Probably the Censor at this stage did not interfere much with his activities, content enough to allow fanciful descriptions of Napoleonic strategy to go to the outer world. But, in my experience, facts, if one ascertained something independently, were not treated kindly.

"Why not?" I asked the Censor vexedly about one message he had stopped. "It is true."

"Yes, that is the trouble," he said—the nearest approach to a joke I ever got out of a Bulgarian, for they are a sober, God-fearing, and humour-fearing race.

The idea of the Bulgarian Censorship in regard to the privileges and duties of the war correspondent was further illustrated to me on another occasion, when a harmless map of a past phase of the campaign was stopped.

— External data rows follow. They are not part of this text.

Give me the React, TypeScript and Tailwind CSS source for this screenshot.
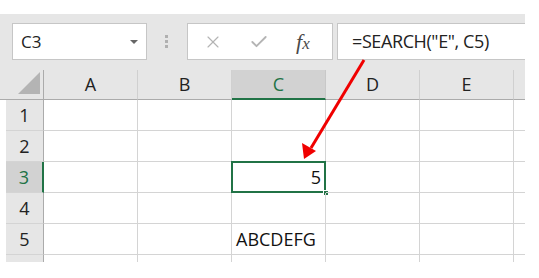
import { X, Check } from 'lucide-react';

const COLS = ['A', 'B', 'C', 'D', 'E'];
const ROWS = [1, 2, 3, 4, 5];

// cell contents keyed by address
const CELLS: Record<string, { text: string; align: 'left' | 'right' }> = {
  C3: { text: '5', align: 'right' },
  C5: { text: 'ABCDEFG', align: 'left' },
};

const font = { fontFamily: '"Open Sans", "Noto Sans", sans-serif' };

function FormulaBar() {
  return (
    <div className="flex h-[56px] w-[525px] items-center bg-[#e6e6e6] pb-[1px]">
      {/* Name box */}
      <div className="ml-[12px] flex h-[37px] w-[135px] items-center justify-between border border-[#c6c6c6] bg-white pl-[8px] pr-[8px]">
        <span className="text-[17px] text-[#222]">C3</span>
        <span className="h-0 w-0 border-x-[4px] border-t-[4px] border-x-transparent border-t-[#666]" />
      </div>

      {/* Grip dots */}
      <div className="ml-[18px] flex w-[4px] flex-col gap-[2px]">
        <span className="h-[3px] w-[3px] bg-[#b0b0b0]" />
        <span className="h-[3px] w-[3px] bg-[#b0b0b0]" />
        <span className="h-[3px] w-[3px] bg-[#b0b0b0]" />
      </div>

      {/* Cancel / enter / fx */}
      <div className="ml-[18px] flex h-[37px] w-[146px] items-center border border-[#c6c6c6] bg-white">
        <X className="ml-[15px] h-[20px] w-[20px] text-[#b4b4b4]" strokeWidth={1.4} />
        <Check className="ml-[26px] h-[20px] w-[20px] text-[#b4b4b4]" strokeWidth={2.2} />
        <span
          className="ml-[27px] text-[22px] italic text-[#4a4a4a]"
          style={{ fontFamily: '"Liberation Serif", serif' }}
        >
          f<span className="text-[17px]">x</span>
        </span>
      </div>

      {/* Formula input */}
      <div className="ml-[4px] flex h-[37px] flex-1 items-center border-y border-l border-[#c6c6c6] bg-white pl-[14px]">
        <span className="text-[18px] tracking-[-0.4px] text-[#222]">=SEARCH("E", C5)</span>
      </div>
    </div>
  );
}

function HeaderRow() {
  return (
    <div className="flex h-[30px] w-[525px] bg-[#e6e6e6]">
      <div className="flex w-[44px] items-end justify-end border-b border-r border-[#ababab] pb-[5px] pr-[3px]">
        <svg width="22" height="22" viewBox="0 0 22 22">
          <polygon points="22,0 22,22 0,22" fill="#b4b4b4" />
        </svg>
      </div>
      {COLS.map((c) => {
        const active = c === 'C';
        return (
          <div
            key={c}
            className={`flex w-[94px] items-center justify-center border-r ${
              active
                ? 'border-b-2 border-b-[#217346] border-r-[#c8c8c8] bg-[#d2d2d2] text-[#217346]'
                : 'border-b border-b-[#ababab] border-r-[#d0d0d0] text-[#222]'
            } text-[18px]`}
          >
            {c}
          </div>
        );
      })}
      <div className="flex-1 border-b border-[#ababab]" />
    </div>
  );
}

function GridRow({ n }: { n: number }) {
  const active = n === 3;
  return (
    <div className="flex h-[31px]">
      <div
        className={`flex w-[38px] items-center justify-center border-b border-b-[#d4d4d4] text-[18px] ${
          active
            ? 'border-r-2 border-r-[#217346] bg-[#d2d2d2] text-[#217346]'
            : 'border-r border-r-[#ababab] bg-[#e6e6e6] text-[#222]'
        }`}
      >
        {n}
      </div>
      {COLS.map((c) => {
        const addr = `${c}${n}`;
        const cell = CELLS[addr];
        const selected = addr === 'C3';
        return (
          <div
            key={c}
            className={`relative flex w-[94px] items-center border-b border-r border-[#d4d4d4] text-[18px] text-[#111] ${
              cell?.align === 'right' ? 'justify-end pr-[4px]' : 'pl-[4px]'
            }`}
          >
            {cell?.text}
            {selected && (
              <>
                <div className="absolute -left-[1px] -top-[1px] h-[32px] w-[95px] border-2 border-[#217346]" />
                <div className="absolute -bottom-[4px] -right-[4px] h-[6px] w-[6px] border border-white bg-[#217346]" />
              </>
            )}
          </div>
        );
      })}
      <div className="w-[11px] border-b border-[#d4d4d4]" />
    </div>
  );
}

export default function App() {
  return (
    <div className="relative h-[278px] w-[539px] overflow-hidden bg-white" style={font}>
      <div className="h-[14px]" />
      <FormulaBar />
      <HeaderRow />
      <div className="ml-[6px] w-[519px]">
        {ROWS.map((n) => (
          <GridRow key={n} n={n} />
        ))}
        {/* partially visible sixth row */}
        <div className="flex h-[7px]">
          <div className="w-[38px] border-r border-[#ababab] bg-[#e6e6e6]" />
          {COLS.map((c) => (
            <div key={c} className="w-[94px] border-r border-[#d4d4d4]" />
          ))}
        </div>
      </div>

      {/* red annotation arrow */}
      <svg className="absolute left-0 top-0" width="539" height="278" viewBox="0 0 539 278">
        <line x1="364" y1="60" x2="311" y2="148" stroke="#f00000" strokeWidth="3" />
        <polygon points="304,159 302,143 316,151" fill="#f00000" />
      </svg>
    </div>
  );
}
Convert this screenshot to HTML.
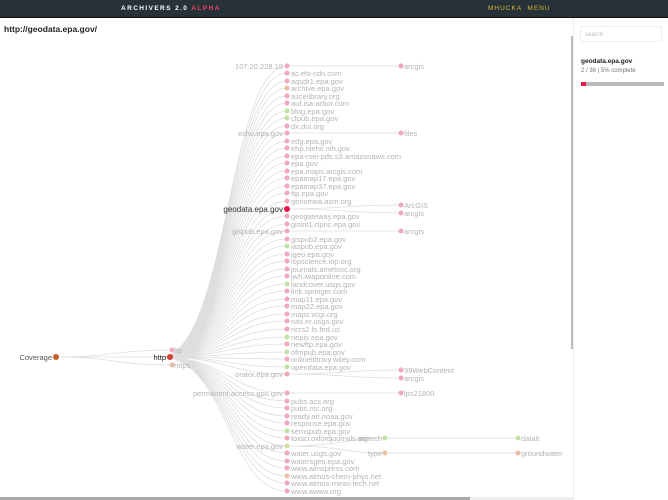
<!DOCTYPE html>
<html><head><meta charset="utf-8"><style>
body{margin:0;width:668px;height:500px;overflow:hidden;background:#fff;font-family:"Liberation Sans",sans-serif;position:relative}
.hdr{position:absolute;left:0;top:0;width:668px;height:17px;background:#263238;border-bottom:1px solid #111}
.t{position:absolute;top:5px;font-size:6.5px;font-weight:bold;letter-spacing:1.4px;color:#fff}
.side{position:absolute;left:573px;top:18px;width:95px;height:482px;background:#fff;border-left:1px solid #eee}
.srch{position:absolute;left:580px;top:26px;width:82px;height:16px;border:1px solid #eee;border-radius:2px;font-size:6px;color:#bbb;line-height:16px;padding-left:4px;box-sizing:border-box}
</style></head><body>
<div class="hdr"></div>
<div class="t" style="left:121px">ARCHIVERS 2.0 <span style="color:#f0406a">ALPHA</span></div>
<div class="t" style="left:488px;color:#d8b43a;font-weight:normal;letter-spacing:1px">MHUCKA &nbsp;MENU</div>
<div style="position:absolute;left:4px;top:24px;font-size:8.5px;font-weight:bold;color:#222">http://geodata.epa.gov/</div>
<div style="position:absolute;left:571px;top:36px;width:3px;height:313px;background:#bbb"></div>
<div style="position:absolute;left:0;top:497px;width:470px;height:3px;background:#aaa"></div>
<div style="position:absolute;left:470px;top:497px;width:198px;height:3px;background:#eee"></div>
<div class="side"></div>
<div class="srch">search</div>
<div style="position:absolute;left:581px;top:58px;font-size:6.5px;font-weight:bold;color:#222">geodata.epa.gov</div>
<div style="position:absolute;left:581px;top:68px;font-size:6px;color:#777">2 / 36 | 5% complete</div>
<div style="position:absolute;left:581px;top:82px;width:83px;height:4px;background:#bbb"></div>
<div style="position:absolute;left:581px;top:82px;width:5px;height:4px;background:#e8174a"></div>
<svg width="668" height="500" style="position:absolute;left:0;top:0" font-family="Liberation Sans, sans-serif" font-size="7.5">
<g fill="none" stroke="#dedede" stroke-width="0.8">
<path d="M56 357C114 357 114 350 172 350M56 357C114 357 114 357 158 357M56 357C114 357 114 365 172 365"/>
<path d="M160 357C228 357 228 66 287 66M160 357C228 357 228 73 287 73M160 357C228 357 228 81 287 81M160 357C228 357 228 88 287 88M160 357C228 357 228 96 287 96M160 357C228 357 228 103 287 103M160 357C228 357 228 111 287 111M160 357C228 357 228 118 287 118M160 357C228 357 228 126 287 126M160 357C228 357 228 133 287 133M160 357C228 357 228 141 287 141M160 357C228 357 228 148 287 148M160 357C228 357 228 156 287 156M160 357C228 357 228 163 287 163M160 357C228 357 228 171 287 171M160 357C228 357 228 178 287 178M160 357C228 357 228 186 287 186M160 357C228 357 228 193 287 193M160 357C228 357 228 201 287 201M160 357C228 357 228 209 287 209M160 357C228 357 228 216 287 216M160 357C228 357 228 224 287 224M160 357C228 357 228 231 287 231M160 357C228 357 228 239 287 239M160 357C228 357 228 246 287 246M160 357C228 357 228 254 287 254M160 357C228 357 228 261 287 261M160 357C228 357 228 269 287 269M160 357C228 357 228 276 287 276M160 357C228 357 228 284 287 284M160 357C228 357 228 291 287 291M160 357C228 357 228 299 287 299M160 357C228 357 228 306 287 306M160 357C228 357 228 314 287 314M160 357C228 357 228 321 287 321M160 357C228 357 228 329 287 329M160 357C228 357 228 337 287 337M160 357C228 357 228 344 287 344M160 357C228 357 228 352 287 352M160 357C228 357 228 359 287 359M160 357C228 357 228 367 287 367M160 357C228 357 228 374 287 374M160 357C228 357 228 393 287 393M160 357C228 357 228 401 287 401M160 357C228 357 228 408 287 408M160 357C228 357 228 416 287 416M160 357C228 357 228 423 287 423M160 357C228 357 228 431 287 431M160 357C228 357 228 438 287 438M160 357C228 357 228 446 287 446M160 357C228 357 228 453 287 453M160 357C228 357 228 461 287 461M160 357C228 357 228 468 287 468M160 357C228 357 228 476 287 476M160 357C228 357 228 483 287 483M160 357C228 357 228 491 287 491"/>
<path d="M287 66H401M287 133H401M287 209C344 209 344 205 401 205M287 209C344 209 344 213 401 213M287 231H401M287 374C344 374 344 370 401 370M287 374C344 374 344 378 401 378M287 393H401M287 446C344 446 344 438 385 438H518M287 446C344 446 344 453 385 453H518"/>
</g>
<g fill="#b4b4b4">
<text x="283" y="69" text-anchor="end">107.20.228.18</text>
<text x="283" y="136" text-anchor="end">echo.epa.gov</text>
<text x="283" y="234" text-anchor="end">gispub.epa.gov</text>
<text x="283" y="377" text-anchor="end">orator.epa.gov</text>
<text x="283" y="396" text-anchor="end">permanent.access.gpo.gov</text>
<text x="283" y="449" text-anchor="end">water.epa.gov</text>
<text x="382" y="441" text-anchor="end">scitech</text>
<text x="382" y="456" text-anchor="end">type</text>
<text x="174" y="353">ftp</text><text x="174" y="368">https</text>
<text x="404" y="69">arcgis</text><text x="404" y="136">files</text><text x="404" y="208">ArcGIS</text><text x="404" y="216">arcgis</text><text x="404" y="234">arcgis</text><text x="404" y="373">99WebContent</text><text x="404" y="381">arcgis</text><text x="404" y="396">lps21800</text><text x="521" y="441">datait</text><text x="521" y="456">groundwater</text>
<text x="291" y="76">ac.els-cdn.com</text><text x="291" y="84">aqsdr1.epa.gov</text><text x="291" y="91">archive.epa.gov</text><text x="291" y="99">ascelibrary.org</text><text x="291" y="106">auf.isa-arbor.com</text><text x="291" y="114">blog.epa.gov</text><text x="291" y="121">cfpub.epa.gov</text><text x="291" y="129">dx.doi.org</text><text x="291" y="144">edg.epa.gov</text><text x="291" y="151">ehp.niehs.nih.gov</text><text x="291" y="159">epa-rsei-pds.s3.amazonaws.com</text><text x="291" y="166">epa.gov</text><text x="291" y="174">epa.maps.arcgis.com</text><text x="291" y="181">epamap17.epa.gov</text><text x="291" y="189">epamap37.epa.gov</text><text x="291" y="196">ftp.epa.gov</text><text x="291" y="204">genomea.asm.org</text><text x="291" y="219">geogateway.epa.gov</text><text x="291" y="227">gisint1.rtpnc.epa.gov</text><text x="291" y="242">gispub2.epa.gov</text><text x="291" y="249">iaspub.epa.gov</text><text x="291" y="257">igeo.epa.gov</text><text x="291" y="264">iopscience.iop.org</text><text x="291" y="272">journals.ametsoc.org</text><text x="291" y="279">jwh.iwaponline.com</text><text x="291" y="287">landcover.usgs.gov</text><text x="291" y="294">link.springer.com</text><text x="291" y="302">map11.epa.gov</text><text x="291" y="309">map22.epa.gov</text><text x="291" y="317">maps.vcgi.org</text><text x="291" y="324">nas.er.usgs.gov</text><text x="291" y="332">ncrs2.fs.fed.us</text><text x="291" y="340">nepis.epa.gov</text><text x="291" y="347">newftp.epa.gov</text><text x="291" y="355">ofmpub.epa.gov</text><text x="291" y="362">onlinelibrary.wiley.com</text><text x="291" y="370">opendata.epa.gov</text><text x="291" y="404">pubs.acs.org</text><text x="291" y="411">pubs.rsc.org</text><text x="291" y="419">ready.arl.noaa.gov</text><text x="291" y="426">response.epa.gov</text><text x="291" y="434">semspub.epa.gov</text><text x="291" y="441" textLength="77">toxsci.oxfordjournals.org</text><text x="291" y="456">water.usgs.gov</text><text x="291" y="464">watersgeo.epa.gov</text><text x="291" y="471">www.aimspress.com</text><text x="291" y="479">www.atmos-chem-phys.net</text><text x="291" y="486">www.atmos-meas-tech.net</text><text x="291" y="494">www.awwa.org</text>
</g>
<text x="283" y="212" text-anchor="end" fill="#333" font-size="8">geodata.epa.gov</text>
<text x="52" y="360" text-anchor="end" fill="#555" font-size="7.5">Coverage</text>
<text x="166" y="360" text-anchor="end" fill="#222" font-size="7.5">http</text>
<g fill="#f4a7b9">
<circle cx="287" cy="66" r="2.5"/><circle cx="287" cy="73" r="2.5"/><circle cx="287" cy="81" r="2.5"/><circle cx="287" cy="96" r="2.5"/><circle cx="287" cy="103" r="2.5"/><circle cx="287" cy="126" r="2.5"/><circle cx="287" cy="133" r="2.5"/><circle cx="287" cy="141" r="2.5"/><circle cx="287" cy="148" r="2.5"/><circle cx="287" cy="156" r="2.5"/><circle cx="287" cy="163" r="2.5"/><circle cx="287" cy="171" r="2.5"/><circle cx="287" cy="178" r="2.5"/><circle cx="287" cy="186" r="2.5"/><circle cx="287" cy="193" r="2.5"/><circle cx="287" cy="201" r="2.5"/><circle cx="287" cy="216" r="2.5"/><circle cx="287" cy="224" r="2.5"/><circle cx="287" cy="231" r="2.5"/><circle cx="287" cy="239" r="2.5"/><circle cx="287" cy="254" r="2.5"/><circle cx="287" cy="261" r="2.5"/><circle cx="287" cy="269" r="2.5"/><circle cx="287" cy="276" r="2.5"/><circle cx="287" cy="291" r="2.5"/><circle cx="287" cy="299" r="2.5"/><circle cx="287" cy="306" r="2.5"/><circle cx="287" cy="314" r="2.5"/><circle cx="287" cy="321" r="2.5"/><circle cx="287" cy="329" r="2.5"/><circle cx="287" cy="344" r="2.5"/><circle cx="287" cy="359" r="2.5"/><circle cx="287" cy="374" r="2.5"/><circle cx="287" cy="393" r="2.5"/><circle cx="287" cy="401" r="2.5"/><circle cx="287" cy="408" r="2.5"/><circle cx="287" cy="416" r="2.5"/><circle cx="287" cy="423" r="2.5"/><circle cx="287" cy="438" r="2.5"/><circle cx="287" cy="453" r="2.5"/><circle cx="287" cy="461" r="2.5"/><circle cx="287" cy="468" r="2.5"/><circle cx="287" cy="483" r="2.5"/><circle cx="287" cy="491" r="2.5"/>
<circle cx="401" cy="66" r="2.5"/><circle cx="401" cy="133" r="2.5"/><circle cx="401" cy="205" r="2.5"/><circle cx="401" cy="213" r="2.5"/><circle cx="401" cy="231" r="2.5"/><circle cx="401" cy="370" r="2.5"/><circle cx="401" cy="378" r="2.5"/><circle cx="401" cy="393" r="2.5"/><circle cx="172" cy="350" r="2.5"/>
</g>
<g fill="#c5e1a5">
<circle cx="287" cy="111" r="2.5"/><circle cx="287" cy="118" r="2.5"/><circle cx="287" cy="246" r="2.5"/><circle cx="287" cy="284" r="2.5"/><circle cx="287" cy="337" r="2.5"/><circle cx="287" cy="352" r="2.5"/><circle cx="287" cy="367" r="2.5"/><circle cx="287" cy="431" r="2.5"/><circle cx="287" cy="446" r="2.5" fill="#d4dca0"/><circle cx="385" cy="438" r="2.5"/><circle cx="518" cy="438" r="2.5"/>
</g>
<g fill="#e8bfa8">
<circle cx="287" cy="88" r="2.5"/><circle cx="287" cy="476" r="2.5"/><circle cx="385" cy="453" r="2.5"/><circle cx="518" cy="453" r="2.5"/><circle cx="172" cy="365" r="2.5"/>
</g>
<circle cx="287" cy="209" r="3" fill="#e8174a"/>
<circle cx="170" cy="357" r="3" fill="#d0402a"/>
<circle cx="56" cy="357" r="3" fill="#c8602a"/>
</svg>
</body></html>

"Then what am I to send?" I asked.

"There are the bulletins," he said.

"Yes, the bulletins which are just your bald official account of week-old happenings which are sent to every news-agency in Europe before we see them!"

"But you are a war correspondent. You can add to them in your own language."

Remembering that conversation, I suspect that at first the Bulgarian Censorship did not object to fairy tales passing over the wires, though the way was blocked for exact observation. An enterprising story-maker had not very serious difficulties at the outset. Afterwards there was a change, and even the writer of fairy stories had to work outside the range of the Censor.

We were all allowed down to Mustapha Pasha, and considered that that was a big step to the front. "For two days or so," we were told, it would be our duty to wait patiently within the town (the battle-ground around Adrianople was about twelve miles distant). Some waited there two months and saw no real operations. The Censorship at Mustapha Pasha was so strict that all private letters had to be submitted, and if they were in English the English Censor insisted that they should be read to him aloud; and he re-read them, again aloud, to see if he had fully grasped their significance. Then they could go if they contained no military information and did not mention guns, oxen, soldiers, roads, mud, dirt, or other tabooed subjects. An amusing "rag" was tried on the Censor there. A sorely tried correspondent wrote a letter of extreme warmth to an imaginary sweetheart. This began "Ducksie Darling," and continued in the same strain for two pages. He waited until there was a full house—the Censors had no private office, but did their censoring in a large room which was open to all the correspondents—and then submitted his ardent outburst. Other press-men did not see the joke at first, and began to sidle out of the room as, like a stream of warm treacle, the love-letter flowed on. But they came back.